According to Kissinger, leaders must play the power game in total secrecy, unconstrained by parliaments that lack the temperament for diplomacy.
They must not be afraid to use force when necessary to maintain order. They must avoid ironclad rules of conduct; an occasional show of “irrationality” may be instructive. They must not shy away from duplicity or unscrupulousness, all of which are acceptable tools for statecraft. These must never burn their bridges behind them. And, if possible, they must always be charming.


That was Henry Kissinger, the diplomat, Nobel Peace Prize winner, and alleged war criminal.
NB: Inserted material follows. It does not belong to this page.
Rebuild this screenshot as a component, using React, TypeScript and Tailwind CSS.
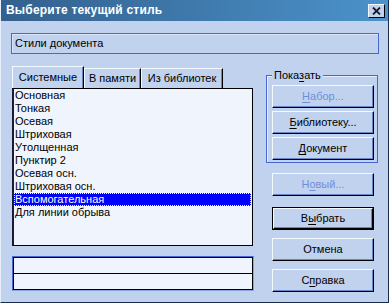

If it was the Vietnam peace deal that won him the Nobel Peace Prize in 1973, on account of the same conflict, the war criminal label was slapped on him. During much of the Vietnam War, he was National Security Advisor and Secretary of State under Presidents Richard Nixon and Gerald Ford. His hawkism resulted in the deaths of hundreds of thousands of Vietnamese civilians. He promoted the bombing of Laos and Cambodia. He stood accused of destabilising Cambodia and being responsible for the rise of the Khmer Rouge, who massacred more than two million Cambodian people during their reign of terror from 1975 to 1979.
He cared less about human rights abuses as long as they served the US interest.


Then again, he was the key architect of the Middle East peace process. Capitalising on Egypt’s willingness to make peace with Israel, he brought about the 1979 Camp David Accord. This was the mother of all the Abrahamic accords that the Arab countries have signed in recent years and are about to sign under US coercion and at the expense of slow-pedalling the Palestinian cause.
For him, power is the ultimate tool that decides international relations. The world balance of power should be always in favour of the US, he insisted.
He once said, “Power is the ultimate aphrodisiac,” when asked about his dating antics with model Candice Bergen, actress Jill St. John, and others.
Kissinger, born on May 27, 1923, is no more, but his power-centric and war-first legacy continues in the US and Israel.